Ушел из жизни Борис Николаевич Ельцин. Ушел так же неожиданно, как пришел в большую политику. Также неожиданно, как и расстался с должностью президента.
На протяжении восьми лет он служил символом России и российской политики. Непрогнозируемый, экстравагантный, большой, шумный, часто пьяный, безалаберный и безудержно щедрый.
Кто-то его действительно ненавидел, кто-то боготворил, но не было людей, относящихся к нему равнодушно. Это совершенно точно.
Ельцин, пожалуй, был единственным президентом на всем постсоветском пространстве, кто терпеливо сносил все удары им же освобожденной прессы.
Он не закрывал газет, не сажал журналистов, предоставляя им возможность выговориться, выпустить накопившийся десятилетиями пар. Как человек бесспорно мудрый, он понимал, что выход пара – гарантия эффективной работы котла, именуемого Россией.
Восемь лет Борис Николаевич символизировал ту Россию, которую строил. Он не мог быть вечным президентом и не хотел быть пожизненным.
Уходя с поста первого лица государства, он представил россиянам своего преемника. Того, что даже внешне никак не вписывался в образ большого русского медведя, традиционно тиражируемого Западом.
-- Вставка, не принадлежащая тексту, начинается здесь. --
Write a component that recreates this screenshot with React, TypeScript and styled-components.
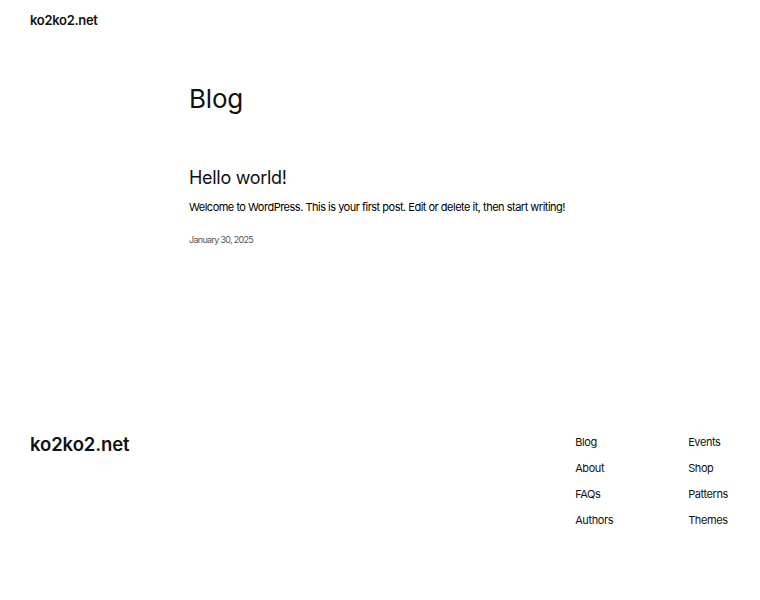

Скорее, озлобленного волчонка, искореняющего свои комплексы восточными единоборствами и безопасными играми в шпионов на территории братских стран.
Зачем? Почему?
Наверное, Ельцин понял, что свобода не для его страны, однако сам не желал осуществлять поэтапную (в прямом и переносном смыслах) ликвидацию свобод.
Он хотел войти в историю освободителем, отчетливо понимая, что тот, кто пришел после него, будет действовать в совершенно противоположном направлении.
Быть может, потому, что свобода не для России. Она никогда не сумеет распорядиться ею без ущерба для народа и отечества.